This weekend’s encountercon was an old-fashioned mix of people and genres.
Extroverts and introverts were brought face to face at the Holiday Inn East on South Rock Road for the First Annual Encounters Convention.
From Friday through Sunday, the motel was a mix of people who simply love science fiction, comics, horror, anime, steampunk and gaming.
More than 400 people attended the conference from the Midwest.
“Where else can you see a little girl dressed as Rapunzel playing with an old Western gunfighter?” said Avi Zacherman, one of the coordinators of the conference. “They are just enjoying themselves at their hobbies.”
Truth be told, the multigenre convention was almost a thing of the past.
Sure, it was the type of convention you’d see on a regular basis during the 1970s up through the 1990s.
And then, they stopped.
“The multigenre convention used to be done all the time,” said Derek Richardson, another of the convention’s coordinators. “Sci-fi was the most dominant. But when eBay and the Internet came into prominence, these conventions died off. Until then, they brought things into communities you couldn’t find normally. A lot of dealers would travel the convention circuit that you wouldn’t see any other time. They brought guests from television shows that unless you attended a convention, you rarely got a chance to interact with.”
But then came Facebook, Twitter and eBay.
With Facebook, fans could become friends of celebrities and buy autographed pictures and collectibles on eBay.
They could play games on the Internet – all from the comfort of their homes.
Still, something was missing.
It was old-fashioned eyeball-to-eyeball human contact.
With the Internet, “You thought you had everything you ever wanted,” Richardson said. “You could watch a Q and A interview with one of your idols; send him a message on Facebook. What people missed in the sterile computer environment was meeting people. You may meet people on Facebook, but you really meet people when you sit down in a room like this and strike up a conversation. You make a human connection that you can’t make on a computer.”
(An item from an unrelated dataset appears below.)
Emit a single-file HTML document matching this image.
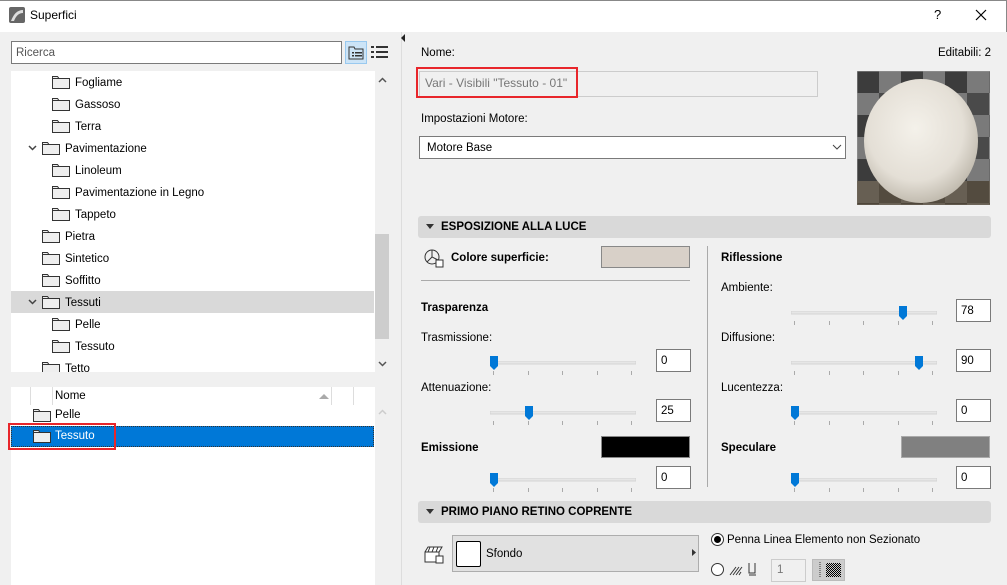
<!DOCTYPE html>
<html><head><meta charset="utf-8"><style>
*{box-sizing:border-box;margin:0;padding:0}
body{width:1007px;height:585px;overflow:hidden;background:#f0f0f0;font-family:"Liberation Sans",sans-serif;font-size:11.5px;color:#000;position:relative}
.a{position:absolute}
.t{position:absolute;white-space:nowrap;line-height:14px}
.b{font-weight:bold}
.fold{position:absolute;width:18px;height:14px}
.inp{position:absolute;background:#fff;border:1px solid #7a7a7a;width:35px;height:23px;padding:4px 0 0 4px;line-height:14px}
.th{position:absolute;width:8px;height:14px}
</style></head><body>
<div class="a" style="left:0;top:0;width:1007px;height:32px;background:#fff;border-top:1px solid #888;border-right:1px solid #888"></div>
<svg class="a" style="left:9px;top:7px" width="16" height="16"><rect width="16" height="16" rx="2" fill="#666"/><path d="M2 14 Q6 3 14 3 L14 6 Q8 6 5 14Z" fill="#ddd"/></svg>
<div class="t" style="left:30px;top:8px;font-size:12px">Superfici</div>
<div class="t" style="left:934px;top:8px;font-size:13px">?</div>
<svg class="a" style="left:975px;top:9px" width="12" height="12"><path d="M1 1L11 11M11 1L1 11" stroke="#000" stroke-width="1.2"/></svg>

<div class="a" style="left:11px;top:41px;width:331px;height:23px;background:#fff;border:1px solid #7a7a7a"></div>
<div class="t" style="left:16px;top:46px;color:#555">Ricerca</div>
<div class="a" style="left:345px;top:41px;width:22px;height:23px;background:#cce4f7;border:1px solid #99c9ef"></div>
<svg class="a" style="left:348px;top:45px" width="17" height="16"><path d="M1 2h5l1 2h8v10H1z" fill="none" stroke="#333"/><rect x="7" y="7" width="7" height="1.5" fill="#333"/><rect x="7" y="10" width="7" height="1.5" fill="#333"/><rect x="4" y="7" width="2" height="1.5" fill="#333"/><rect x="4" y="10" width="2" height="1.5" fill="#333"/></svg>
<svg class="a" style="left:371px;top:46px" width="17" height="13"><g fill="#333"><rect x="0" y="0" width="3" height="2"/><rect x="5" y="0" width="12" height="2"/><rect x="0" y="5" width="3" height="2"/><rect x="5" y="5" width="12" height="2"/><rect x="0" y="10" width="3" height="2"/><rect x="5" y="10" width="12" height="2"/></g></svg>

<div class="a" style="left:11px;top:71px;width:364px;height:301px;background:#fff"></div>
<div class="a" style="left:11px;top:291px;width:363px;height:22px;background:#d9d9d9"></div>
<div class="a" style="left:375px;top:234px;width:14px;height:105px;background:#cdcdcd"></div>
<svg class="a" style="left:378px;top:77px" width="9" height="6"><path d="M1 5L4.5 1.5L8 5" fill="none" stroke="#555" stroke-width="1.5"/></svg>
<svg class="a" style="left:378px;top:361px" width="9" height="6"><path d="M1 1L4.5 4.5L8 1" fill="none" stroke="#555" stroke-width="1.5"/></svg>

<svg width="0" height="0" style="position:absolute"><defs><symbol id="f" viewBox="0 0 18 14"><path d="M0.5 1.5h5l1.5 2h10.5v10H0.5z" fill="#eee" stroke="#333"/><path d="M0.5 3.5h17" stroke="#333"/></symbol></defs></svg>

<svg class="fold" style="left:52px;top:75px"><use href="#f"/></svg><div class="t" style="left:75px;top:76px">Fogliame</div>
<svg class="fold" style="left:52px;top:97px"><use href="#f"/></svg><div class="t" style="left:75px;top:98px">Gassoso</div>
<svg class="fold" style="left:52px;top:119px"><use href="#f"/></svg><div class="t" style="left:75px;top:120px">Terra</div>
<svg class="a" style="left:28px;top:145px" width="9" height="6"><path d="M1 1L4.5 4.5L8 1" fill="none" stroke="#444" stroke-width="1.5"/></svg>
<svg class="fold" style="left:42px;top:141px"><use href="#f"/></svg><div class="t" style="left:65px;top:142px">Pavimentazione</div>
<svg class="fold" style="left:52px;top:163px"><use href="#f"/></svg><div class="t" style="left:75px;top:164px">Linoleum</div>
<svg class="fold" style="left:52px;top:185px"><use href="#f"/></svg><div class="t" style="left:75px;top:186px">Pavimentazione in Legno</div>
<svg class="fold" style="left:52px;top:207px"><use href="#f"/></svg><div class="t" style="left:75px;top:208px">Tappeto</div>
<svg class="fold" style="left:42px;top:229px"><use href="#f"/></svg><div class="t" style="left:65px;top:230px">Pietra</div>
<svg class="fold" style="left:42px;top:251px"><use href="#f"/></svg><div class="t" style="left:65px;top:252px">Sintetico</div>
<svg class="fold" style="left:42px;top:273px"><use href="#f"/></svg><div class="t" style="left:65px;top:274px">Soffitto</div>
<svg class="a" style="left:28px;top:299px" width="9" height="6"><path d="M1 1L4.5 4.5L8 1" fill="none" stroke="#444" stroke-width="1.5"/></svg>
<svg class="fold" style="left:42px;top:295px"><use href="#f"/></svg><div class="t" style="left:65px;top:296px">Tessuti</div>
<svg class="fold" style="left:52px;top:317px"><use href="#f"/></svg><div class="t" style="left:75px;top:318px">Pelle</div>
<svg class="fold" style="left:52px;top:339px"><use href="#f"/></svg><div class="t" style="left:75px;top:340px">Tessuto</div>
<div class="a" style="left:42px;top:361px;width:300px;height:11px;overflow:hidden"><svg class="fold" style="left:0;top:0"><use href="#f"/></svg><div class="t" style="left:23px;top:1px">Tetto</div></div>

<div class="a" style="left:11px;top:387px;width:364px;height:198px;background:#fff"></div>
<div class="a" style="left:30px;top:387px;width:1px;height:18px;background:#ddd"></div>
<div class="a" style="left:52px;top:387px;width:1px;height:18px;background:#ddd"></div>
<div class="a" style="left:331px;top:387px;width:1px;height:18px;background:#ddd"></div>
<div class="a" style="left:353px;top:387px;width:1px;height:18px;background:#ddd"></div>
<div class="t" style="left:55px;top:389px">Nome</div>
<svg class="a" style="left:319px;top:393px" width="10" height="6"><path d="M0 6L5 1L10 6Z" fill="#aaa"/></svg>
<svg class="a" style="left:378px;top:409px" width="9" height="6"><path d="M1 5L4.5 1.5L8 5" fill="none" stroke="#ccc" stroke-width="1.5"/></svg>
<svg class="fold" style="left:33px;top:408px"><use href="#f"/></svg><div class="t" style="left:55px;top:408px">Pelle</div>
<div class="a" style="left:11px;top:426px;width:363px;height:21px;background:#0078d7;border:1px dotted #333"></div>
<svg class="fold" style="left:33px;top:429px"><use href="#f"/></svg><div class="t" style="left:55px;top:429px;color:#fff">Tessuto</div>
<div class="a" style="left:8px;top:423px;width:108px;height:27px;border:2px solid #e8262b"></div>

<div class="a" style="left:401px;top:32px;width:1px;height:553px;background:#ddd"></div>
<svg class="a" style="left:401px;top:34px" width="4" height="8"><path d="M4 0L0 4L4 8Z" fill="#222"/></svg>

<div class="t" style="left:421px;top:46px">Nome:</div>
<div class="t" style="right:16px;top:46px">Editabili: 2</div>
<div class="a" style="left:419px;top:71px;width:399px;height:26px;border:1px solid #ccc;background:#f0f0f0"></div>
<div class="t" style="left:425px;top:76px;color:#777;font-size:12px">Vari - Visibili "Tessuto - 01"</div>
<div class="a" style="left:416px;top:67px;width:162px;height:31px;border:2px solid #e8262b"></div>
<div class="t" style="left:421px;top:112px">Impostazioni Motore:</div>
<div class="a" style="left:419px;top:136px;width:427px;height:23px;background:#fff;border:1px solid #7a7a7a"></div>
<div class="t" style="left:427px;top:141px">Motore Base</div>
<svg class="a" style="left:832px;top:144px" width="10" height="6"><path d="M1 1L5 5L9 1" fill="none" stroke="#444"/></svg>
<svg class="a" style="left:857px;top:71px" width="133" height="134" viewBox="0 0 133 134">
<defs><radialGradient id="g" cx="45%" cy="40%" r="60%"><stop offset="0" stop-color="#f4f1ea"/><stop offset=".7" stop-color="#e4dfd6"/><stop offset="1" stop-color="#c2bcb0"/></radialGradient>
<pattern id="c" width="44" height="44" patternUnits="userSpaceOnUse"><rect width="44" height="44" fill="#7a7a7a"/><rect width="22" height="22" fill="#3c3c3c"/><rect x="22" y="22" width="22" height="22" fill="#4a4a4a"/></pattern></defs>
<rect width="133" height="134" fill="url(#c)" stroke="#999"/>
<rect y="110" width="133" height="24" fill="#5a4c38" opacity=".6"/>
<ellipse cx="64" cy="70" rx="57" ry="62" fill="url(#g)"/>
</svg>

<div class="a" style="left:418px;top:216px;width:573px;height:22px;background:#d9d9d9;border-radius:3px"></div>
<svg class="a" style="left:426px;top:224px" width="8" height="5"><path d="M0 0H8L4 5Z" fill="#333"/></svg>
<div class="t b" style="left:441px;top:220px">ESPOSIZIONE ALLA LUCE</div>

<svg class="a" style="left:424px;top:249px" width="20" height="19"><circle cx="8" cy="8" r="7" fill="none" stroke="#333"/><path d="M8 1V8L14 11M8 8L3 13" stroke="#333" fill="none"/><rect x="12" y="11" width="7" height="7" fill="#fff" stroke="#333"/></svg>
<div class="t b" style="left:451px;top:251px">Colore superficie:</div>
<div class="a" style="left:601px;top:246px;width:89px;height:22px;background:#d8d0c8;border:1px solid #888"></div>
<div class="a" style="left:421px;top:280px;width:269px;height:1px;background:#aaa"></div>
<div class="a" style="left:707px;top:246px;width:1px;height:241px;background:#aaa"></div>
<div class="t b" style="left:721px;top:251px">Riflessione</div>
<div class="t b" style="left:421px;top:301px">Trasparenza</div>
<div class="t" style="left:421px;top:331px">Trasmissione:</div>
<div class="t" style="left:421px;top:381px">Attenuazione:</div>
<div class="t b" style="left:421px;top:441px">Emissione</div>
<div class="a" style="left:601px;top:436px;width:89px;height:22px;background:#000;border:1px solid #888"></div>
<div class="t" style="left:721px;top:281px">Ambiente:</div>
<div class="t" style="left:721px;top:331px">Diffusione:</div>
<div class="t" style="left:721px;top:381px">Lucentezza:</div>
<div class="t b" style="left:721px;top:441px">Speculare</div>
<div class="a" style="left:901px;top:436px;width:89px;height:22px;background:#808080;border:1px solid #aaa"></div>

<svg width="0" height="0" style="position:absolute"><defs><symbol id="th" viewBox="0 0 8 14"><path d="M0 0H8V10L4 14L0 10Z" fill="#0078d7"/></symbol>
<symbol id="sl" viewBox="0 0 146 16"><rect x="0" y="0" width="146" height="3" fill="#e6e6e6" stroke="#d4d4d4"/><g fill="#aaa"><rect x="3" y="10" width="1" height="4"/><rect x="38" y="10" width="1" height="4"/><rect x="72" y="10" width="1" height="4"/><rect x="107" y="10" width="1" height="4"/><rect x="141" y="10" width="1" height="4"/></g></symbol></defs></svg>

<svg class="a" style="left:490px;top:361px" width="146" height="16"><use href="#sl"/></svg><svg class="th" style="left:490px;top:356px"><use href="#th"/></svg>
<div class="inp" style="left:656px;top:349px">0</div>
<svg class="a" style="left:490px;top:411px" width="146" height="16"><use href="#sl"/></svg><svg class="th" style="left:525px;top:406px"><use href="#th"/></svg>
<div class="inp" style="left:656px;top:399px">25</div>
<svg class="a" style="left:490px;top:478px" width="146" height="16"><use href="#sl"/></svg><svg class="th" style="left:490px;top:473px"><use href="#th"/></svg>
<div class="inp" style="left:656px;top:466px">0</div>
<svg class="a" style="left:791px;top:311px" width="146" height="16"><use href="#sl"/></svg><svg class="th" style="left:899px;top:306px"><use href="#th"/></svg>
<div class="inp" style="left:956px;top:299px">78</div>
<svg class="a" style="left:791px;top:361px" width="146" height="16"><use href="#sl"/></svg><svg class="th" style="left:915px;top:356px"><use href="#th"/></svg>
<div class="inp" style="left:956px;top:349px">90</div>
<svg class="a" style="left:791px;top:411px" width="146" height="16"><use href="#sl"/></svg><svg class="th" style="left:791px;top:406px"><use href="#th"/></svg>
<div class="inp" style="left:956px;top:399px">0</div>
<svg class="a" style="left:791px;top:478px" width="146" height="16"><use href="#sl"/></svg><svg class="th" style="left:791px;top:473px"><use href="#th"/></svg>
<div class="inp" style="left:956px;top:466px">0</div>

<div class="a" style="left:418px;top:501px;width:573px;height:22px;background:#d9d9d9;border-radius:3px"></div>
<svg class="a" style="left:426px;top:509px" width="8" height="5"><path d="M0 0H8L4 5Z" fill="#333"/></svg>
<div class="t b" style="left:441px;top:505px">PRIMO PIANO RETINO COPRENTE</div>

<svg class="a" style="left:424px;top:546px" width="20" height="18"><path d="M1 6h14v10H1z M1 6l3-5h14l-3 5" fill="#fff" stroke="#333"/><path d="M6 1l-2 5M10 1l-2 5M14 1l-2 5" stroke="#333"/><rect x="12" y="10" width="7" height="7" fill="#fff" stroke="#333"/></svg>
<div class="a" style="left:452px;top:535px;width:247px;height:37px;background:#e1e1e1;border:1px solid #adadad"></div>
<div class="a" style="left:456px;top:541px;width:25px;height:26px;background:#fff;border:1px solid #000;border-radius:2px"></div>
<div class="t" style="left:486px;top:547px">Sfondo</div>
<svg class="a" style="left:692px;top:549px" width="4" height="7"><path d="M0 0L4 3.5L0 7Z" fill="#333"/></svg>
<svg class="a" style="left:711px;top:533px" width="13" height="13"><circle cx="6.5" cy="6.5" r="6" fill="#fff" stroke="#333"/><circle cx="6.5" cy="6.5" r="3.5" fill="#000"/></svg>
<div class="t" style="left:727px;top:533px">Penna Linea Elemento non Sezionato</div>
<svg class="a" style="left:711px;top:563px" width="13" height="13"><circle cx="6.5" cy="6.5" r="6" fill="#fff" stroke="#333"/></svg>
<svg class="a" style="left:729px;top:561px" width="28" height="16"><path d="M1 14L7 6M4 14L10 6M7 14L13 6M10 14l2-3" stroke="#333"/><path d="M20 2V12H26V2M20 14H27" stroke="#333" fill="none"/></svg>
<div class="a" style="left:771px;top:559px;width:35px;height:23px;border:1px solid #ccc;background:#f0f0f0;color:#777;padding:4px 0 0 5px">1</div>
<div class="a" style="left:812px;top:559px;width:33px;height:22px;background:#ccc;border:1px solid #bbb"></div>
<svg class="a" style="left:818px;top:562px" width="24" height="16"><path d="M2 0V16" stroke="#333" stroke-dasharray="1 1"/><pattern id="ck" width="2" height="2" patternUnits="userSpaceOnUse"><rect width="1" height="1" fill="#000"/><rect x="1" y="1" width="1" height="1" fill="#000"/></pattern><rect x="8" y="1" width="15" height="14" fill="url(#ck)"/></svg>
</body></html>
And so, this weekend brought in celebrities such as Tom Kane, a prominent voice actor from Kansas City who was the voice of Yoda and Admiral Yularen in the “Star Wars: The Clone Wars” animated movie and TV series; and, Caitlin Glass, an anime voice actress from Fort Worth.
It featured steampunk musicians Marquis of Vaudeville who was billed as a “melodic vortex (who) emits an extraordinary sound that spirals listeners on an utterly imaginative, musical merry-go-round”: and DJ InfamOus a “DJ by night, IT Tech by day.”
“You can walk into an event like this and still experience new things,” Richardson said. “You can still meet new people and see things you hadn’t realize or anticipated.”
The encountercon ended at 6 p.m. Sunday.
But don’t worry; it will be back again next year.